— START —

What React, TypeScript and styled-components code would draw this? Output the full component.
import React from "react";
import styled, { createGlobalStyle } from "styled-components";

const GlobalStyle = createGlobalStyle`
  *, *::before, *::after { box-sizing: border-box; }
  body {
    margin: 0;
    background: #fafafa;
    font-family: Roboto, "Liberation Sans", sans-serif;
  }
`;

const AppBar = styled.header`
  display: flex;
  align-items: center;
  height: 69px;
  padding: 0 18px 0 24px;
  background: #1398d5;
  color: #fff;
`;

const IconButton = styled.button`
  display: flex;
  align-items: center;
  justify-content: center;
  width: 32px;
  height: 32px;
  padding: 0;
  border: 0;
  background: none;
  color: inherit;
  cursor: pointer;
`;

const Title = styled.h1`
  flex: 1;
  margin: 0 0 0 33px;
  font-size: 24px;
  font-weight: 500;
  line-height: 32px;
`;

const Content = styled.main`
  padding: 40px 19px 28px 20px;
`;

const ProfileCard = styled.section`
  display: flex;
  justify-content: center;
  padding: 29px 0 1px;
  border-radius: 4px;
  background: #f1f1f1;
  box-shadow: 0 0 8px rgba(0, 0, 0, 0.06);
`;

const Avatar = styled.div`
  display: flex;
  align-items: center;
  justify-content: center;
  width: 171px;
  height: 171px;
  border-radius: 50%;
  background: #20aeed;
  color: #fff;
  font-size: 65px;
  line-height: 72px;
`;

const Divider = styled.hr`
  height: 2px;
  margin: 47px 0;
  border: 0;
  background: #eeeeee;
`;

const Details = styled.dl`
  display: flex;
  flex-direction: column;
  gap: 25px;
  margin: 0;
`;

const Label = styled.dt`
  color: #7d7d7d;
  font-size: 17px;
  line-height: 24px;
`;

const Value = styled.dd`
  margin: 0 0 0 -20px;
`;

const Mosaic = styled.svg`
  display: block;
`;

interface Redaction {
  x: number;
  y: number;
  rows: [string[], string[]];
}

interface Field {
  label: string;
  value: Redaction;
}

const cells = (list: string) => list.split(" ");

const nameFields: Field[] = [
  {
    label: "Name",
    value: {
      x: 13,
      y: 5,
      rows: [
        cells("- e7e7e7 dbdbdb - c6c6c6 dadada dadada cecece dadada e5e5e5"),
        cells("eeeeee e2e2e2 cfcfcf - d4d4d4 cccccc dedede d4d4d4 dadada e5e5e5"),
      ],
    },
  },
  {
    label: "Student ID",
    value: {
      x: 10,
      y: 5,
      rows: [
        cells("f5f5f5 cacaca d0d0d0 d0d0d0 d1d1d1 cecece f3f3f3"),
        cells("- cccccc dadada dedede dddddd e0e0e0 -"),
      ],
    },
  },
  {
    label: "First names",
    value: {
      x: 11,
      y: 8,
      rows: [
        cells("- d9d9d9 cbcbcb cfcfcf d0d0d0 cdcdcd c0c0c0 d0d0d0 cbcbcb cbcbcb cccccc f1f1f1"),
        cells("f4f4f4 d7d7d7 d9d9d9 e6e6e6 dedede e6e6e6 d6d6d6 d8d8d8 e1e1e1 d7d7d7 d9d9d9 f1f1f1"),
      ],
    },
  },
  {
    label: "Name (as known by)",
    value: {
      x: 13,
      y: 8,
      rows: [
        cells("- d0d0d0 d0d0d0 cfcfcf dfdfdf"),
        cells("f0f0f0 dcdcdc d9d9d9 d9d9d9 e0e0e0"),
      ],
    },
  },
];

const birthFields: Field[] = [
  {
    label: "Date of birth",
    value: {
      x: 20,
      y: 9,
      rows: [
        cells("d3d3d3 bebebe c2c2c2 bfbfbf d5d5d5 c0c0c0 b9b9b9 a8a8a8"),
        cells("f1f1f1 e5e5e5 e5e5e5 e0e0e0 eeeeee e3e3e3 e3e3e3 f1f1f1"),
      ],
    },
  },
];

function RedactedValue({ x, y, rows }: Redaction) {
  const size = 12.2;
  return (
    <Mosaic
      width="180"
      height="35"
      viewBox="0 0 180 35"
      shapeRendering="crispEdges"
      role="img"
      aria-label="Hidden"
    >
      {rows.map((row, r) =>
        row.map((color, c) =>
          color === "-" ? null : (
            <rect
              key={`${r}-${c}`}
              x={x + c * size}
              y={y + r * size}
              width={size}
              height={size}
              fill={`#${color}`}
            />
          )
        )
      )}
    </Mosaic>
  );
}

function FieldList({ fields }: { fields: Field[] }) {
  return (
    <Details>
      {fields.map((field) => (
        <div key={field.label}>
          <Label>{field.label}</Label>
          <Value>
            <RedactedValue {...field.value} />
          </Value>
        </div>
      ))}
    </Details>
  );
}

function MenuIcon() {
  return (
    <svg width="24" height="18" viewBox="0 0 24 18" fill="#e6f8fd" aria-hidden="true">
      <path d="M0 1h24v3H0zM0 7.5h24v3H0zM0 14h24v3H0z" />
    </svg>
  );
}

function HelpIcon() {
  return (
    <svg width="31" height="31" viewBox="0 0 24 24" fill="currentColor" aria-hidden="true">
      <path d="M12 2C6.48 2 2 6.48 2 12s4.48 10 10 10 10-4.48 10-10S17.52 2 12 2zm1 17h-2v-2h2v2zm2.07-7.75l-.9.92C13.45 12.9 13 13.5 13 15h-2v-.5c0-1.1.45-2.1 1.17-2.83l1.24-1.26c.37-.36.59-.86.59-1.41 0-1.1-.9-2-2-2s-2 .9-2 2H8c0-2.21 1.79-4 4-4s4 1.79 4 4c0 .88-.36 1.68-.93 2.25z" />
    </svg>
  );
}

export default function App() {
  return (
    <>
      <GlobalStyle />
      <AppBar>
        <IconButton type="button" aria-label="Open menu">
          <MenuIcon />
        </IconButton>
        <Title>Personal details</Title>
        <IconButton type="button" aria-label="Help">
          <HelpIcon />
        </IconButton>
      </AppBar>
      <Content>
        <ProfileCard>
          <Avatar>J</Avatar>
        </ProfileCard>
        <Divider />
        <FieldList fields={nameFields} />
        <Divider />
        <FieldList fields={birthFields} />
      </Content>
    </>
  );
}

— END —
— START —

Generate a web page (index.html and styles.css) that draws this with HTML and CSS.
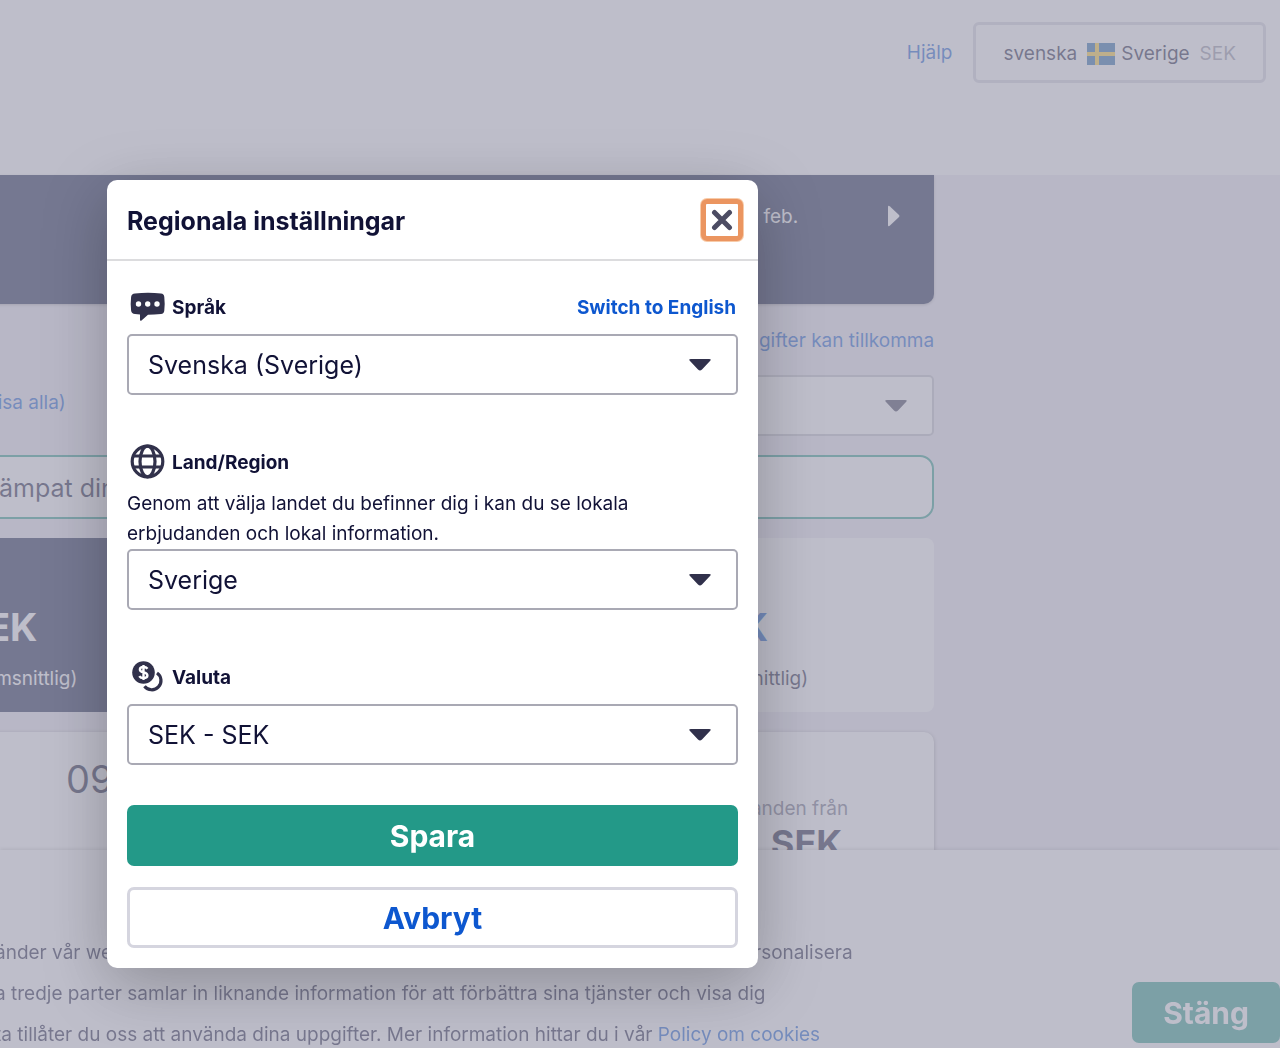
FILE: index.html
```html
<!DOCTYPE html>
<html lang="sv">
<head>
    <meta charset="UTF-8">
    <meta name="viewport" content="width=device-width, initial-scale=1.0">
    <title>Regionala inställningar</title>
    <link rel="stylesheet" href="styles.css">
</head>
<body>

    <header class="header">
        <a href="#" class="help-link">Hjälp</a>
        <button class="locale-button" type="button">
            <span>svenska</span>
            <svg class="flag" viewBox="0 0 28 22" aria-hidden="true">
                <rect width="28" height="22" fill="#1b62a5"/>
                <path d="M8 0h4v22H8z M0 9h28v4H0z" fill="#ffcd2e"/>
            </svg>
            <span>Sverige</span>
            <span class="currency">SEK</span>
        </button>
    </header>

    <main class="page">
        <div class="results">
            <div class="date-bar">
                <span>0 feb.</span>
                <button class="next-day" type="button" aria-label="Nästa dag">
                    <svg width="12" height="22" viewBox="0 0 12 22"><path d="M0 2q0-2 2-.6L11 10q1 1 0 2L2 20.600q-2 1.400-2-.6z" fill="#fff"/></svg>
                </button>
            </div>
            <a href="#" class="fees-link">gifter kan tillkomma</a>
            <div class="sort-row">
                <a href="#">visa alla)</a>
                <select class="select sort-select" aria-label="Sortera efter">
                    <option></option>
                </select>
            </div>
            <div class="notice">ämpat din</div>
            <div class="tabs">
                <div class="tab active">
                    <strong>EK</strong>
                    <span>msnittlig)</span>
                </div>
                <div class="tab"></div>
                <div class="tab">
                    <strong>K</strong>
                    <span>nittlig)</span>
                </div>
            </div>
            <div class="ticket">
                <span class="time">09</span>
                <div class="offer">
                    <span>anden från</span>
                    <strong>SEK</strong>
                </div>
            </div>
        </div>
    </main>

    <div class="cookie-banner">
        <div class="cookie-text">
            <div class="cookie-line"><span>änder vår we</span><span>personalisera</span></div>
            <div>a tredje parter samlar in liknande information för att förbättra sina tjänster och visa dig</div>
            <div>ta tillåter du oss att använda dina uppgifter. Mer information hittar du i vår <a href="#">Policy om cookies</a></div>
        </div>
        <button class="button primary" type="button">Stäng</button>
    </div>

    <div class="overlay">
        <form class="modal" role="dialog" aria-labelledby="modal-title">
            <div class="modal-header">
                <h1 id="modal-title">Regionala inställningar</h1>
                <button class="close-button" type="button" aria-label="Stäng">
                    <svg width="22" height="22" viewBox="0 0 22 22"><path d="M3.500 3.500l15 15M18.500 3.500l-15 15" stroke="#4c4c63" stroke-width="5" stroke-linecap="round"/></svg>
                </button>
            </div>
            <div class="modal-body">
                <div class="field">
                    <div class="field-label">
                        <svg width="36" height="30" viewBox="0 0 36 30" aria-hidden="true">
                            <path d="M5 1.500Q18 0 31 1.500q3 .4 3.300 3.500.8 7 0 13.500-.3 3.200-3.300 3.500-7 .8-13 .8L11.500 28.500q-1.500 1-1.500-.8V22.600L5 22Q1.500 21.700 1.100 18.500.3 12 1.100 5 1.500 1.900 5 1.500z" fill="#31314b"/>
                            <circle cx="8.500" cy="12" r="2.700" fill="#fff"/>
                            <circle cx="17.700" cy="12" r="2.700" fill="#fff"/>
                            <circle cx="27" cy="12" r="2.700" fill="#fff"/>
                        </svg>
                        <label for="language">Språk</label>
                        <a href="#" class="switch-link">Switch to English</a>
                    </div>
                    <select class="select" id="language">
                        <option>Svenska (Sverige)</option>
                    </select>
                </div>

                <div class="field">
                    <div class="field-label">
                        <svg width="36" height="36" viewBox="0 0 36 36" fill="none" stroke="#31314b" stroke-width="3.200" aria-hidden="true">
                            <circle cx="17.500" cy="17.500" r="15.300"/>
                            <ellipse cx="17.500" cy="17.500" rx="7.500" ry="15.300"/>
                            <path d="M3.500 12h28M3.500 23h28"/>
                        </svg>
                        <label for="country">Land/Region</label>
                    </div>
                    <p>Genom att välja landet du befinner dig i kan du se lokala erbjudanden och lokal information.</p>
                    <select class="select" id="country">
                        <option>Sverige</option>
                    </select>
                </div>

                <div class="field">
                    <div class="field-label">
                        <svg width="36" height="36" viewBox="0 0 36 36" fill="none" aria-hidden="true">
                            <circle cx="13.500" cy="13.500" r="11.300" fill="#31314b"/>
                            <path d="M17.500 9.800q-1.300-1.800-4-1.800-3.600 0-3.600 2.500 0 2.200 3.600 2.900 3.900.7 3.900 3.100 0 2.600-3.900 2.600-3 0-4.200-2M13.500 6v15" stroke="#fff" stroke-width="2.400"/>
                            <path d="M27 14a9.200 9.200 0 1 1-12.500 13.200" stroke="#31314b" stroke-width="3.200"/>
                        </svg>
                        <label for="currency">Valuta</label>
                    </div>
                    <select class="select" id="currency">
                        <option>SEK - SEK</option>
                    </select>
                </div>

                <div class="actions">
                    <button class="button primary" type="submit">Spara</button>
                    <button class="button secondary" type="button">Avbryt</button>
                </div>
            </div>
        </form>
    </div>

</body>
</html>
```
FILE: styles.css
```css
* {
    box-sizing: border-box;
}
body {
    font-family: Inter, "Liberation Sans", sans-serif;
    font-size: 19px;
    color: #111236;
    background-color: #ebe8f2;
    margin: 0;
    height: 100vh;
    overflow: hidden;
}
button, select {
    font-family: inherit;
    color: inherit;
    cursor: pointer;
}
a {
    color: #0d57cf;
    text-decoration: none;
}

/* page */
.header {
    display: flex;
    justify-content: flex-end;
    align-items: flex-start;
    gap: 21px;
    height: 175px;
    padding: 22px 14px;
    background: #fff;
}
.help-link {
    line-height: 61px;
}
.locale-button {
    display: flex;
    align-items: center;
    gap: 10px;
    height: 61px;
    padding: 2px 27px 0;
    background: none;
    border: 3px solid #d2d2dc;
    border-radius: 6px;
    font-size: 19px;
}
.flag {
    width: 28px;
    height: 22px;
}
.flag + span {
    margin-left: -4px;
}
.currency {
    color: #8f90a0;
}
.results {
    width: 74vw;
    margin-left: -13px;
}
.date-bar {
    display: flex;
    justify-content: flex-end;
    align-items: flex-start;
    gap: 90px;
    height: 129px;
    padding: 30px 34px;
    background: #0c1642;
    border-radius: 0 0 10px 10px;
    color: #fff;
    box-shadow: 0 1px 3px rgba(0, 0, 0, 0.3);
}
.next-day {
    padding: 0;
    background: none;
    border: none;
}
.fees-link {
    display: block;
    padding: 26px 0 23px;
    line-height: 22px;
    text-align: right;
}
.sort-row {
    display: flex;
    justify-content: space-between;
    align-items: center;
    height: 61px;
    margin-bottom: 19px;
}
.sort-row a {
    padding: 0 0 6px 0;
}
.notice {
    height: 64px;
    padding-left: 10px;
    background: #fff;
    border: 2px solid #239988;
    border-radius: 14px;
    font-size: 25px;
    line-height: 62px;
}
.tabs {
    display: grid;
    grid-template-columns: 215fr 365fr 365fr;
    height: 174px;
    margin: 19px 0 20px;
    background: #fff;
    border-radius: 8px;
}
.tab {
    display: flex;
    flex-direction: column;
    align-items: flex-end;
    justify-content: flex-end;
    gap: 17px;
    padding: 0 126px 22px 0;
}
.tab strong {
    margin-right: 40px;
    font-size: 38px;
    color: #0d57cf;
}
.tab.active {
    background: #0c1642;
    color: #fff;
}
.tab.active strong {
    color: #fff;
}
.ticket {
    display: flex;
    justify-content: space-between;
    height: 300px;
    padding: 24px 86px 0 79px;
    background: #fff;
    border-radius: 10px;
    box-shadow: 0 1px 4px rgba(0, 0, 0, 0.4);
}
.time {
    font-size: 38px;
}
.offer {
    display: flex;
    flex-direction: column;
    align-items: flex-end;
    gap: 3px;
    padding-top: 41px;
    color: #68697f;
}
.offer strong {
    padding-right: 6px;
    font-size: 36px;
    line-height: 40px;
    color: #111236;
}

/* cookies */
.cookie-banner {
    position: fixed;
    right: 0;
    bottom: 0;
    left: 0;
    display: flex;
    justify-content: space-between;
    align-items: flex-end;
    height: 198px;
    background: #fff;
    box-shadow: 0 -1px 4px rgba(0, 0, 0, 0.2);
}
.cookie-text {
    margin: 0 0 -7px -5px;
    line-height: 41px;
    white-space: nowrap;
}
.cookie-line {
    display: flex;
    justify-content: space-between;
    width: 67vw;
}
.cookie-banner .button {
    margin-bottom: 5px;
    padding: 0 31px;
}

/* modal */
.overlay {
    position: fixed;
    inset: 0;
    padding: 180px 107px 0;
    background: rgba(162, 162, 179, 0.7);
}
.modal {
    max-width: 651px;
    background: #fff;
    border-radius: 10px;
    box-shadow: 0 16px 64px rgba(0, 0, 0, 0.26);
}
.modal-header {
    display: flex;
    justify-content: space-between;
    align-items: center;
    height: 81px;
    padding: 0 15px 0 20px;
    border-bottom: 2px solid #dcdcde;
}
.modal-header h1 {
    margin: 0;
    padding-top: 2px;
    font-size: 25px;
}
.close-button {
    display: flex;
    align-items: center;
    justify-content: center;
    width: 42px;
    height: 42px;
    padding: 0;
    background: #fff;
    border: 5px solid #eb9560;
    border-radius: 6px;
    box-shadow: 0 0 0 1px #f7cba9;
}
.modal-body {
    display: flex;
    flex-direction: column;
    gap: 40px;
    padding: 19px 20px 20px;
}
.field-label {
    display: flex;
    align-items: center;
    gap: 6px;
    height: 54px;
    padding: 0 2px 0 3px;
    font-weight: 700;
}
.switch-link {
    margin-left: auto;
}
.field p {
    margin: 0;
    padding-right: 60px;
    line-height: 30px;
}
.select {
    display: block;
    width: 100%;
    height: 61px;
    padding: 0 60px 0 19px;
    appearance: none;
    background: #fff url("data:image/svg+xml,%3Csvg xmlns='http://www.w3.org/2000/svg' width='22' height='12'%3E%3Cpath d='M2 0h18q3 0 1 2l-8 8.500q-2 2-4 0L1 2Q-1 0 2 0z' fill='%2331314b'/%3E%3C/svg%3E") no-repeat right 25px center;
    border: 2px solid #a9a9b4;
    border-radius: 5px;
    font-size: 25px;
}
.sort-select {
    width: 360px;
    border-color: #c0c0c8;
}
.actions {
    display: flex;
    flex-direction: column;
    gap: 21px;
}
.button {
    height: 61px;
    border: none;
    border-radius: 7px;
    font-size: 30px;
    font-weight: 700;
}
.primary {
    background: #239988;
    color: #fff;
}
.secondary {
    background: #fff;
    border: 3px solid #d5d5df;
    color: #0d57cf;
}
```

— END —

> GOAL OF THE EXERCISE
Find every line in the records that contains the word "this"; copy those lines.

> WRITTEN ANSWER
What React, TypeScript and styled-components code would draw this? Output the full component.
Generate a web page (index.html and styles.css) that draws this with HTML and CSS.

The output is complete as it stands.